Unabomber: Considered a mathematical child prodigy, Ted Kaczynski attended Harvard at the age of 16. After completing his PHD and a short time spent as a professor Ted moved to a remote cabin where he attempted to become self sufficient. It was from here that he started a mail bombing spree that spanned over 20 years. Spurred by the destruction of the wilderness around his home he used bombings to attract attention for his cause. He sent a letter to authorities claiming to stop the bombings if the Times or Washington Post printed his manifesto. It was through this letter that he was eventually apprehended.
Aileen Wuornos: Born into an unstable home Aileen was abandoned by her mother as a child and raised for a time by her grandparents. From an early age she became sexually active with multiple partners, and at 15 was thrown out of her grandparents house. She lived in the woods and supported herself through prostitution. She later hitchhiked to Florida and it was there that she murdered 7 men whom she claimed had sexually assaulted her while working as a prostitute.
Phil Spector: A famous music producer throughout the 60’s, 70’s and 80’s, Phil is most famous for his recording technique called the “wall of sound”. Suffering from intense bouts of paranoia he was known for violent mood swings and famously pulled a gun on The Ramones. Spector later shot and killed his girlfriend and appeared in many courtrooms with an assortment of ridiculous wigs.

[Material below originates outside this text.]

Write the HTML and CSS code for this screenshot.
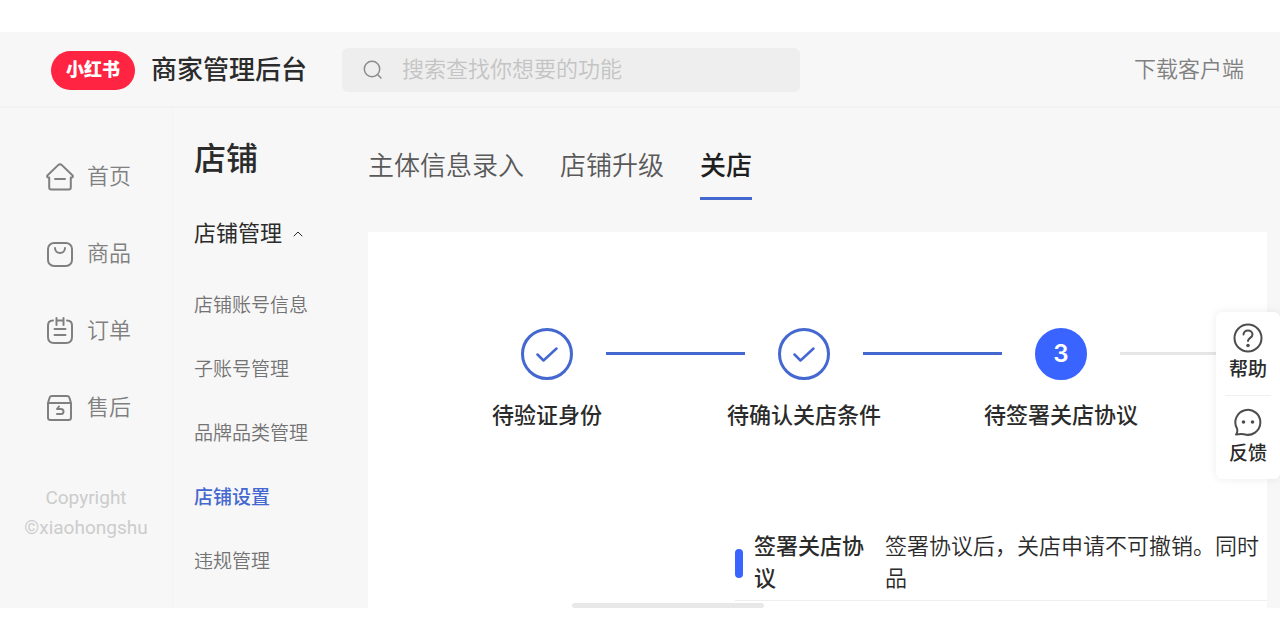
FILE: index.html
```
<!DOCTYPE html>
<html lang="zh-CN">
<head>
    <meta charset="UTF-8">
    <meta name="viewport" content="width=device-width, initial-scale=1.0">
    <title>商家管理后台</title>
    <link rel="stylesheet" href="styles.css">
</head>
<body>
    <header class="header">
        <span class="logo">小红书</span>
        <h1 class="header-title">商家管理后台</h1>
        <label class="search">
            <svg class="search-icon" viewBox="0 0 20 20" aria-hidden="true">
                <circle cx="9" cy="9" r="7.7"/>
                <path d="M14.5 14.5l3.5 3.5"/>
            </svg>
            <input type="text" placeholder="搜索查找你想要的功能" aria-label="搜索">
        </label>
        <a class="download" href="#">下载客户端</a>
    </header>

    <div class="layout">
        <nav class="nav">
            <a class="nav-item" href="#">
                <svg viewBox="0 0 28 28" aria-hidden="true">
                    <path d="M3.2 14.5v10q0 2 2 2h17.6q2 0 2-2v-10h1q1.9-.8.6-2.3L15.6 1.9q-1.6-1.2-3.2 0L1.6 12.2q-1.3 1.5.6 2.3z"/>
                    <path d="M9 16h10"/>
                </svg>
                首页
            </a>
            <a class="nav-item" href="#">
                <svg viewBox="0 0 28 28" aria-hidden="true">
                    <rect x="2" y="3" width="24" height="23" rx="6"/>
                    <path d="M9 8c0 6.500 10 6.500 10 0"/>
                </svg>
                商品
            </a>
            <a class="nav-item" href="#">
                <svg viewBox="0 0 28 28" aria-hidden="true">
                    <path d="M7 3.500q-5 0-5 5V20q0 6 6 6h12q6 0 6-6V8.500q0-5-5-5"/>
                    <path d="M10.500 1v7M17.500 1v7M10.500 3.500h7M8.500 12h11M8.500 18h11"/>
                </svg>
                订单
            </a>
            <a class="nav-item" href="#">
                <svg viewBox="0 0 28 28" aria-hidden="true">
                    <path d="M2 9v14.500q0 2.500 2.500 2.500h18q2.500 0 2.500-2.500V9l-1.500-5Q23 2 21 2H6Q4 2 3.500 4zM2 9h23"/>
                    <path d="M13 12.500l-2 2.500h4q2.500 0 2.500 2.500T15 20h-4"/>
                </svg>
                售后
            </a>
            <p class="copyright">Copyright ©xiaohongshu</p>
        </nav>

        <nav class="submenu">
            <h2 class="submenu-title">店铺</h2>
            <button class="submenu-toggle" type="button" aria-expanded="true">
                店铺管理
                <svg viewBox="0 0 10 6" aria-hidden="true"><path d="M1 5l4-4 4 4"/></svg>
            </button>
            <a href="#">店铺账号信息</a>
            <a href="#">子账号管理</a>
            <a href="#">品牌品类管理</a>
            <a class="active" href="#">店铺设置</a>
            <a href="#">违规管理</a>
        </nav>

        <main class="content">
            <div class="tabs">
                <a href="#">主体信息录入</a>
                <a href="#">店铺升级</a>
                <a class="active" href="#">关店</a>
            </div>
            <section class="panel">
                <ol class="steps">
                    <li class="step">
                        <div class="step-item">
                            <span class="step-circle">
                                <svg viewBox="0 0 22 16" aria-hidden="true"><path d="M1.500 8.500l6 6L20.500 2.500"/></svg>
                            </span>
                            <span class="step-label">待验证身份</span>
                        </div>
                        <span class="step-line"></span>
                    </li>
                    <li class="step">
                        <div class="step-item">
                            <span class="step-circle">
                                <svg viewBox="0 0 22 16" aria-hidden="true"><path d="M1.500 8.500l6 6L20.500 2.500"/></svg>
                            </span>
                            <span class="step-label">待确认关店条件</span>
                        </div>
                        <span class="step-line"></span>
                    </li>
                    <li class="step">
                        <div class="step-item">
                            <span class="step-circle current">3</span>
                            <span class="step-label">待签署关店协议</span>
                        </div>
                        <span class="step-line pending"></span>
                    </li>
                </ol>
                <div class="agreement">
                    <h3>签署关店协议</h3>
                    <p>签署协议后，关店申请不可撤销。同时<br>品</p>
                </div>
                <div class="scrollbar"></div>
            </section>
        </main>
    </div>

    <aside class="float-bar">
        <button type="button">
            <svg viewBox="0 0 30 30" aria-hidden="true">
                <circle cx="15" cy="15" r="13.5"/>
                <path d="M10.500 11.500c0-5.500 9-5.300 9 0 0 3.200-4.500 3.500-4.500 6.500"/>
                <circle class="dot" cx="15" cy="22.500" r="1.800"/>
            </svg>
            帮助
        </button>
        <button type="button">
            <svg viewBox="0 0 30 30" aria-hidden="true">
                <path d="M3 27.500q2-2.500 1-6A12.500 12.500 0 1 1 11 27.200Q7.500 26.500 3 27.500z"/>
                <circle class="dot" cx="10.500" cy="15" r="1.800"/>
                <circle class="dot" cx="19.500" cy="15" r="1.800"/>
            </svg>
            反馈
        </button>
    </aside>
</body>
</html>
```
FILE: styles.css
```
* {
    box-sizing: border-box;
}
body {
    display: flex;
    flex-direction: column;
    height: 100vh;
    margin: 0;
    padding: 32px 0;
    background: #ffffff;
    color: #2b2b2b;
    font-family: Roboto, "Noto Sans CJK SC", sans-serif;
    font-size: 22px;
    line-height: 32px;
}
h1, h2, h3, p, ol {
    margin: 0;
    padding: 0;
}
a {
    color: inherit;
    text-decoration: none;
}
button, input {
    border: none;
    background: none;
    padding: 0;
    color: inherit;
    font: inherit;
}
button {
    cursor: pointer;
}
svg {
    flex: none;
    fill: none;
    stroke: currentColor;
    stroke-width: 2;
    stroke-linecap: round;
    stroke-linejoin: round;
}

/* header */
.header {
    display: flex;
    align-items: center;
    flex: none;
    padding: 16px 36px 14px 51px;
    background: #f7f7f7;
    border-bottom: 2px solid #f2f2f2;
}
.logo {
    padding: 3px 15px 4px;
    border-radius: 20px;
    background: #ff2442;
    color: #ffffff;
    font-size: 18px;
    font-weight: 900;
}
.header-title {
    margin: 0 35px 0 16px;
    font-size: 26px;
    font-weight: 500;
}
.search {
    display: flex;
    align-items: center;
    gap: 19px;
    width: 458px;
    height: 44px;
    padding: 0 21px;
    border-radius: 6px;
    background: #eeeeee;
}
.search-icon {
    width: 20px;
    height: 20px;
    color: #8c8c8c;
    stroke-width: 1.5;
}
.search input {
    flex: 1;
    min-width: 0;
    outline: none;
    font-weight: 350;
}
.search input::placeholder {
    color: #c4c4c4;
}
.download {
    margin-left: auto;
    color: #808080;
    font-weight: 350;
}

/* side menus */
.layout {
    display: flex;
    flex: 1;
    min-height: 0;
    background: #f7f7f7;
}
.nav {
    flex: none;
    width: 173px;
    padding-top: 30px;
    border-right: 1px solid #f3f3f3;
    color: #808080;
    font-weight: 350;
}
.nav-item {
    display: flex;
    align-items: center;
    gap: 13px;
    height: 77px;
    padding-left: 46px;
}
.nav-item svg {
    width: 28px;
    height: 28px;
}
.copyright {
    padding: 37px 20px 0;
    color: #cccccc;
    font-size: 19px;
    font-weight: 400;
    line-height: 30px;
    text-align: center;
}
.submenu {
    display: flex;
    flex-direction: column;
    flex: none;
    width: 195px;
    padding: 31px 0 0 21px;
}
.submenu-title {
    margin-bottom: 39px;
    font-size: 32px;
    font-weight: 500;
    line-height: 40px;
}
.submenu-toggle {
    display: flex;
    align-items: center;
    gap: 11px;
    margin-bottom: 24px;
    font-weight: 400;
}
.submenu-toggle svg {
    width: 10px;
    height: 6px;
    stroke-width: 1;
}
.submenu a {
    color: #737373;
    font-size: 19px;
    font-weight: 350;
    line-height: 64px;
}
.submenu .active {
    color: #4468d0;
    font-weight: 500;
}

/* content */
.content {
    display: flex;
    flex-direction: column;
    flex: 1;
    min-width: 0;
    padding-right: 13px;
}
.tabs {
    display: flex;
    gap: 36px;
    padding: 42px 0 32px;
    font-size: 26px;
}
.tabs a {
    padding-bottom: 15px;
    border-bottom: 3px solid transparent;
    color: #595959;
    font-weight: 350;
}
.tabs .active {
    border-color: #4468d0;
    color: #1f1f1f;
    font-weight: 500;
}
.panel {
    display: flex;
    flex-direction: column;
    flex: 1;
    padding-top: 96px;
    background: #ffffff;
    overflow: hidden;
}
.steps {
    display: flex;
    padding-left: 153px;
    list-style: none;
}
.step {
    display: flex;
    flex: none;
    gap: 33px;
    width: 257px;
    padding-right: 33px;
}
.step-item {
    display: flex;
    flex-direction: column;
    align-items: center;
    gap: 20px;
    flex: none;
    width: 52px;
}
.step-circle {
    display: flex;
    align-items: center;
    justify-content: center;
    width: 52px;
    height: 52px;
    border: 3px solid #4468d0;
    border-radius: 50%;
    color: #4468d0;
}
.step-circle svg {
    width: 22px;
    height: 16px;
    stroke-width: 2.5;
}
.step-circle.current {
    border-color: #3a64ff;
    background: #3a64ff;
    color: #ffffff;
    font-family: Inter, sans-serif;
    font-size: 24px;
    font-weight: 600;
}
.step-label {
    font-weight: 500;
    white-space: nowrap;
}
.step-line {
    flex: 1;
    height: 3px;
    margin-top: 24px;
    background: #4468d0;
}
.step-line.pending {
    background: #e6e6e6;
}
.agreement {
    display: flex;
    align-items: center;
    gap: 19px;
    margin: 99px 0 2px 367px;
    padding-bottom: 5px;
    border-bottom: 1px solid #eeeeee;
}
.agreement::before {
    content: "";
    width: 8px;
    height: 29px;
    margin-right: -8px;
    border-radius: 4px;
    background: #3a64ff;
}
.agreement h3 {
    flex: none;
    width: 112px;
    font-size: 22px;
    font-weight: 500;
}
.agreement p {
    font-weight: 350;
    white-space: nowrap;
}
.scrollbar {
    flex: none;
    width: 192px;
    height: 5px;
    margin-left: 204px;
    border-radius: 3px;
    background: #e8e8e8;
}

/* floating help bar */
.float-bar {
    position: absolute;
    top: 312px;
    right: 0;
    width: 64px;
    padding: 0 9px;
    border-radius: 6px;
    background: #ffffff;
    box-shadow: 0 0 10px rgba(0, 0, 0, 0.08);
}
.float-bar button {
    display: flex;
    flex-direction: column;
    align-items: center;
    gap: 1px;
    width: 100%;
    padding: 11px 0 9px;
    font-size: 19px;
    font-weight: 500;
    white-space: nowrap;
}
.float-bar button + button {
    border-top: 1px solid #f0f0f0;
}
.float-bar svg {
    width: 30px;
    height: 30px;
    color: #4d4d4d;
}
.float-bar .dot {
    fill: currentColor;
    stroke: none;
}
```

Black Bart: Known for his gentlemanly demeanor when robbing stage coaches, he was most famous for leaving poems at a few of his crime scenes. His criminal career resulted from his troubled history with Wells Fargo. The company approached him when seeking to buy his land where he had a small mining business. After refusing their offer they cut off his water supply and ruined his land. He went on to target and rob only their stage coaches.
S&TM: Huge thanks to Sean for his time and all his help with this interview! We wish you the best for the future!